India's former Chief Justice R.C. Lahoti felt
compelled to remind fellow citizens that, "We don't have the political
will to fight terrorism," when he retired from office last October. That
failing is conspicuous from India's reluctance to wage its own war on terror,
although terrorism represents an existential battle that will determine whether
it stays a free, secular, united state.
Not only is there no political will, the Indian
system has also become so effete that the state instruments are unable to
deliver results even on the odd occasion when the leadership displays a spine.
India cannot boast of a single successful commando raid to rescue hostages.
In December 1999, a hijacked Indian Airlines flight from Nepal reached the
terrorist lair of Kandahar in then Taliban-ruled Afghanistan, because a dithering
Indian leadership failed to seize the chance to intercept the plane when it
landed to refuel at Amritsar in India.
India's stoic, forbearing approach is now
embedded in the national psyche.

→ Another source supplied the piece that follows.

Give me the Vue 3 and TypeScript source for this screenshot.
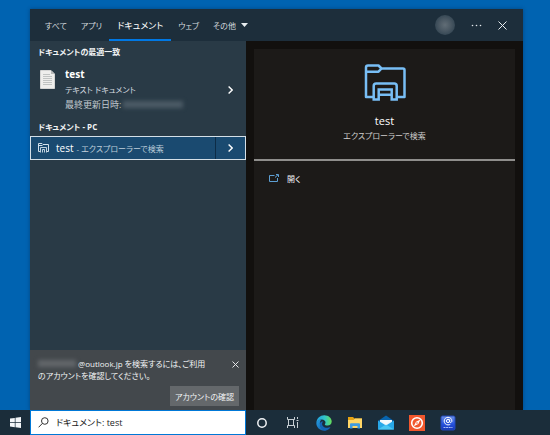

It is as if the Indian republic has come
to accept terrorist strikes as the products of its unalterable geography or
destiny. That may help explain why India's laconic response to the Pakistan-based
jihadist groups' strategy to inflict death by a thousand cuts has been survival
by a thousand bandages. Just as India has come to accept a high level of political
corruption, it is starting to live with a high incidence of terrorism. Turning
this abysmal situation around demands a new mindset that will not allow India
to be continually gored. That means a readiness to do whatever is necessary
to end the terrorist siege of India.
Mr. Chellaney is professor of strategic studies
at the privately funded Center for Policy Research in New Delhi.